* **EXERCISE AIM**
Write out, word for word, every line from the first one through the line that holds "const vlanOpen = ref(true)", and nothing else; skip the pictures.
****************
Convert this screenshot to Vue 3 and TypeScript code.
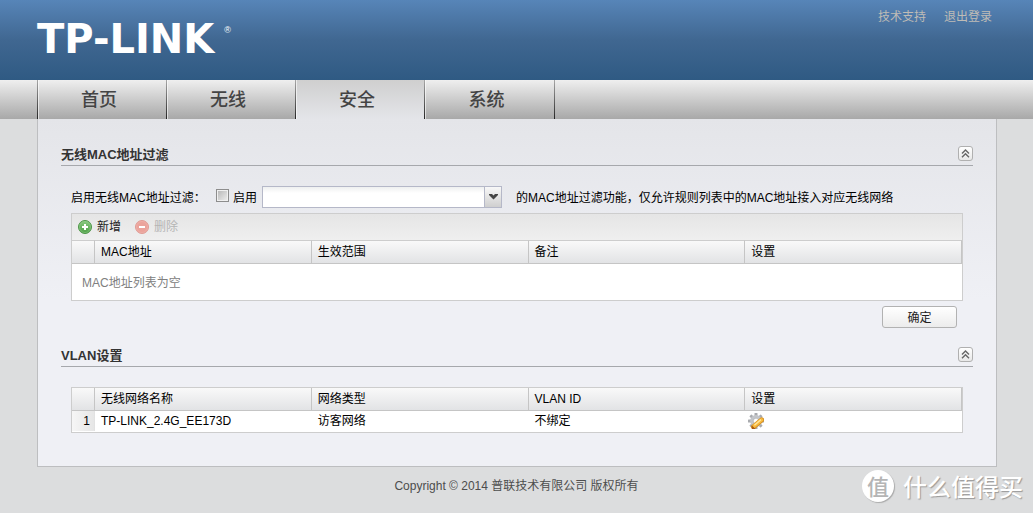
<script setup lang="ts">
import { ref } from 'vue'

const tabs: string[] = ['首页', '无线', '安全', '系统']
const activeTab = ref('安全')
const filterEnabled = ref(false)
const filterNetwork = ref('')
const filterOpen = ref(true)
const vlanOpen = ref(true)

interface VlanRow {
  name: string
  type: string
  vlan: string
}

const macColumns: string[] = ['MAC地址', '生效范围', '备注', '设置']
const vlanColumns: string[] = ['无线网络名称', '网络类型', 'VLAN ID', '设置']
const vlanRows: VlanRow[] = [{ name: 'TP-LINK_2.4G_EE173D', type: '访客网络', vlan: '不绑定' }]
const gearTeeth: number[] = [0, 45, 90, 135, 180, 225, 270, 315]
</script>

<template>
  <div class="page">
    <header class="banner">
      <div class="logo">TP-LINK<span class="reg">®</span></div>
      <div class="links">
        <a href="#support">技术支持</a>
        <a href="#logout">退出登录</a>
      </div>
    </header>

    <nav class="nav">
      <button
        v-for="tab in tabs"
        :key="tab"
        type="button"
        class="tab"
        :class="{ active: tab === activeTab }"
        @click="activeTab = tab"
      >
        {{ tab }}
      </button>
    </nav>

    <main class="panel">
      <section>
        <div class="section-head">
          <h2>无线MAC地址过滤</h2>
          <button type="button" class="collapse" aria-label="收起" @click="filterOpen = !filterOpen">
            <svg width="9" height="9" viewBox="0 0 9 9"><path d="M1 4.5 4.5 1 8 4.5M1 8.2 4.5 4.7 8 8.2" /></svg>
          </button>
        </div>
        <div v-show="filterOpen" class="section-body">
          <div class="filter-row">
            <span class="filter-label">启用无线MAC地址过滤：</span>
            <input id="filter-on" v-model="filterEnabled" type="checkbox" class="check" />
            <label for="filter-on" class="check-label">启用</label>
            <span class="combo">
              <select v-model="filterNetwork" aria-label="无线网络">
                <option value=""></option>
                <option value="guest">TP-LINK_2.4G_EE173D</option>
              </select>
              <span class="combo-arrow">
                <svg width="9" height="6" viewBox="0 0 9 6"><path d="M0 0h3l1.5 1.5L6 0h3v1L4.5 5.5 0 1z" /></svg>
              </span>
            </span>
            <span class="filter-note">的MAC地址过滤功能，仅允许规则列表中的MAC地址接入对应无线网络</span>
          </div>

          <div class="grid">
            <div class="toolbar">
              <button type="button" class="tool">
                <svg width="14" height="14" viewBox="0 0 14 14">
                  <defs>
                    <linearGradient id="add-fill" x1="0" y1="0" x2="0" y2="1">
                      <stop offset="0" stop-color="#8ccb83" />
                      <stop offset="1" stop-color="#4a9d43" />
                    </linearGradient>
                  </defs>
                  <circle cx="7" cy="7" r="6.5" fill="url(#add-fill)" stroke="#4d9447" />
                  <circle cx="7" cy="7" r="5.5" fill="none" stroke="#8fcb87" stroke-width=".6" />
                  <path d="M7 4v6M4 7h6" stroke="#fff" stroke-width="2" />
                </svg>
                新增
              </button>
              <button type="button" class="tool" disabled>
                <svg width="14" height="14" viewBox="0 0 14 14">
                  <circle cx="7" cy="7" r="6.5" fill="#eba39b" stroke="#df9c95" />
                  <circle cx="7" cy="7" r="5.5" fill="none" stroke="#f0b5ae" stroke-width=".6" />
                  <path d="M4 7h6" stroke="#fff" stroke-width="2" />
                </svg>
                删除
              </button>
            </div>
            <table class="under-toolbar">
              <thead>
                <tr>
                  <th class="num"></th>
                  <th v-for="c in macColumns" :key="c">{{ c }}</th>
                </tr>
              </thead>
              <tbody>
                <tr>
                  <td colspan="5" class="empty">MAC地址列表为空</td>
                </tr>
              </tbody>
            </table>
          </div>
          <div class="actions">
            <button type="button" class="confirm">确定</button>
          </div>
        </div>
      </section>

      <section>
        <div class="section-head vlan-head">
          <h2>VLAN设置</h2>
          <button type="button" class="collapse" aria-label="收起" @click="vlanOpen = !vlanOpen">
            <svg width="9" height="9" viewBox="0 0 9 9"><path d="M1 4.5 4.5 1 8 4.5M1 8.2 4.5 4.7 8 8.2" /></svg>
          </button>
        </div>
        <div v-show="vlanOpen" class="section-body">
          <div class="grid vlan-grid">
            <table>
              <thead>
                <tr>
                  <th class="num"></th>
                  <th v-for="c in vlanColumns" :key="c">{{ c }}</th>
                </tr>
              </thead>
              <tbody>
                <tr v-for="(row, i) in vlanRows" :key="row.name">
                  <td class="num">{{ i + 1 }}</td>
                  <td>{{ row.name }}</td>
                  <td>{{ row.type }}</td>
                  <td>{{ row.vlan }}</td>
                  <td class="edit-cell">
                    <button type="button" class="edit" aria-label="设置">
                      <svg width="16" height="16" viewBox="0 0 16 16">
                        <g fill="#a9abaf">
                          <rect
                            v-for="a in gearTeeth"
                            :key="a"
                            x="6.5"
                            y="0"
                            width="3"
                            height="4"
                            rx=".6"
                            :transform="`rotate(${a} 8 8)`"
                          />
                        </g>
                        <circle cx="8" cy="8" r="4.4" fill="#fff" stroke="#c3c5c9" stroke-width="3" />
                        <circle cx="8" cy="8" r="2.8" fill="none" stroke="#a0a2a6" stroke-width=".6" />
                        <path d="M5.5 13.8 13.7 6.9" stroke="#d08a20" stroke-width="5" stroke-linecap="round" />
                        <path d="M6.2 13 13.5 6.9" stroke="#f8b93c" stroke-width="3.6" stroke-linecap="round" />
                        <path d="M6.4 12.2 13 6.6" stroke="#ffe59a" stroke-width="1.4" />
                        <path d="M3.8 12.6 7.6 16 4 16z" fill="#a95912" />
                      </svg>
                    </button>
                  </td>
                </tr>
              </tbody>
            </table>
          </div>
        </div>
      </section>
    </main>

    <footer class="footer">Copyright © 2014 普联技术有限公司 版权所有</footer>

    <div class="stamp">
      <span class="stamp-disc">值</span>
      <span>什么值得买</span>
    </div>
  </div>
</template>

<style>
html,
body {
  background: #dcddde;
}
</style>

<style scoped>
.page {
  position: relative;
  min-height: 100vh;
  overflow: hidden;
  font: 12px/16px "Liberation Sans", Arial, "Noto Sans CJK SC", sans-serif;
  color: #000;
  background: #dcddde;
}
.page *,
.page {
  box-sizing: border-box;
}
button,
select,
input {
  margin: 0;
  padding: 0;
  font: inherit;
  color: inherit;
}
button {
  border: 0;
  background: none;
  cursor: pointer;
}
.banner {
  display: flex;
  justify-content: space-between;
  height: 80px;
  padding: 0 41px 0 37px;
  background: linear-gradient(#5785b8, #406791 50%, #2f5a83);
}
.logo {
  display: flex;
  gap: 10px;
  align-items: flex-start;
  padding-top: 19px;
  font: bold 40px/40px "DejaVu Sans", Verdana, sans-serif;
  color: #fff;
}
.reg {
  padding-top: 7px;
  font: 9px/9px "Liberation Sans", Arial, sans-serif;
}
.links {
  display: flex;
  gap: 18px;
  padding-top: 9px;
}
.links a {
  color: #bfbcb6;
  text-decoration: none;
}
.nav {
  display: flex;
  height: 39px;
  padding-left: 37px;
  background: linear-gradient(#efefef, #a8a8a8);
}
.tab {
  width: 129px;
  padding: 1px 6px 0 0;
  border-style: solid;
  border-width: 0 0 0 1px;
  border-image: linear-gradient(#aaa, #222) 1;
  box-shadow: inset 1px 0 rgba(255, 255, 255, 0.6);
  font: 500 18px/38px "Liberation Sans", "Noto Sans CJK SC", sans-serif;
  color: #444;
}
.tab:last-child {
  width: 131px;
  border-width: 0 1px;
}
.tab.active {
  background: linear-gradient(#cfcfcf, #e4e5e9);
}
.panel {
  margin: 0 36px 0 37px;
  padding: 22px 23px 33px;
  border: 1px solid #bdbec0;
  border-top: 0;
  background: linear-gradient(#e4e5e9, #eff0f5 180px);
}
.section-head {
  display: flex;
  align-items: center;
  justify-content: space-between;
  height: 25px;
  border-bottom: 1px solid #a6a8ac;
}
h2 {
  margin: 0;
  padding-top: 3px;
  font-size: 13px;
  line-height: 21px;
  color: #333;
}
.collapse {
  display: flex;
  align-items: center;
  justify-content: center;
  width: 15px;
  height: 15px;
  border: 1px solid #b0b0b0;
  border-radius: 3px;
  background: linear-gradient(#fff, #e8e8e8);
}
.collapse svg {
  fill: none;
  stroke: #666;
  stroke-width: 1.4;
}
.section-body {
  padding: 20px 10px 0;
}
.filter-row {
  display: flex;
  align-items: center;
  height: 22px;
  margin-bottom: 5px;
  white-space: nowrap;
}
.filter-label,
.check-label,
.filter-note {
  padding-top: 2px;
}
.filter-label {
  width: 145px;
}
.check {
  appearance: none;
  width: 13px;
  height: 13px;
  margin-bottom: 3px;
  border: 1px solid #8d8d8d;
  background: linear-gradient(135deg, #b4b4b4, #f0f0f0);
  box-shadow: inset 0 0 0 1px #f0f0f0;
}
.check:checked {
  background: #5785b8;
}
.check-label {
  width: 29px;
  margin-left: 4px;
}
.combo {
  position: relative;
  width: 240px;
  height: 22px;
  margin-right: 14px;
}
.combo select {
  appearance: none;
  display: block;
  width: 100%;
  height: 22px;
  padding: 0 22px 0 4px;
  border: 1px solid #b5b8c8;
  border-radius: 0;
  background: linear-gradient(#eef0f0, #fff 6px);
}
.combo-arrow {
  position: absolute;
  top: 1px;
  right: 1px;
  display: flex;
  align-items: center;
  justify-content: center;
  width: 17px;
  height: 20px;
  border-left: 1px solid #b5b8c8;
  background: linear-gradient(#f8f8f8, #cfcfcf);
  pointer-events: none;
}
.combo-arrow svg {
  fill: #444;
}
.grid {
  border: 1px solid #cdcdcd;
  background: #fff;
}
.toolbar {
  display: flex;
  gap: 14px;
  height: 26px;
  padding-left: 6px;
  background: linear-gradient(#e5e5e5, #efefef);
}
.tool {
  display: flex;
  align-items: center;
  gap: 5px;
  color: #222;
}
.tool:disabled {
  color: #b5b5b5;
}
table {
  width: 100%;
  table-layout: fixed;
  border-collapse: separate;
  border-spacing: 0;
}
th {
  height: 23px;
  padding: 0 6px;
  border-right: 1px solid #c5c5c5;
  border-bottom: 1px solid #c5c5c5;
  background: linear-gradient(#f9f9f9, #e2e3e5);
  font-weight: normal;
  text-align: left;
}
.under-toolbar th {
  height: 24px;
  border-top: 1px solid #cdcdcd;
}
th.num {
  width: 23px;
}
td {
  height: 20px;
  padding: 0 6px;
}
td.num {
  padding: 0 4px 0 0;
  border-right: 1px solid #e2e2e2;
  background: linear-gradient(90deg, #f6f6f6, #e6e6e6);
  text-align: right;
}
td.empty {
  height: 36px;
  padding: 2px 10px 0;
  color: #808080;
}
td.edit-cell {
  padding: 0 3px;
}
.edit {
  display: block;
  width: 16px;
  height: 16px;
}
.edit svg {
  display: block;
  fill: none;
}
.actions {
  display: flex;
  justify-content: flex-end;
  padding: 5px 6px 0;
}
.confirm {
  width: 75px;
  height: 22px;
  padding-top: 1px;
  border: 1px solid #b2b2b2;
  border-radius: 3px;
  background: linear-gradient(#fff, #ececec);
  color: #222;
}
.vlan-head {
  margin-top: 14px;
}
.vlan-grid {
  padding-bottom: 1px;
}
.footer {
  padding-top: 11px;
  text-align: center;
  color: #4d4d4d;
}
.stamp {
  position: absolute;
  right: 10px;
  bottom: 10px;
  display: flex;
  align-items: center;
  gap: 9px;
  font: 500 24px/34px "Noto Sans CJK SC", sans-serif;
  color: #fff;
  text-shadow: 1px 1px 1px #999;
  pointer-events: none;
}
.stamp-disc {
  width: 32px;
  height: 32px;
  border-radius: 50%;
  background: #fff;
  box-shadow: 1px 1px 1px #aaa;
  font-size: 22px;
  line-height: 31px;
  text-align: center;
  color: #b5b5b5;
  text-shadow: none;
}
</style>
****************
* **FINAL ANSWER**
Convert this screenshot to Vue 3 and TypeScript code.
<script setup lang="ts">
import { ref } from 'vue'

const tabs: string[] = ['首页', '无线', '安全', '系统']
const activeTab = ref('安全')
const filterEnabled = ref(false)
const filterNetwork = ref('')
const filterOpen = ref(true)
const vlanOpen = ref(true)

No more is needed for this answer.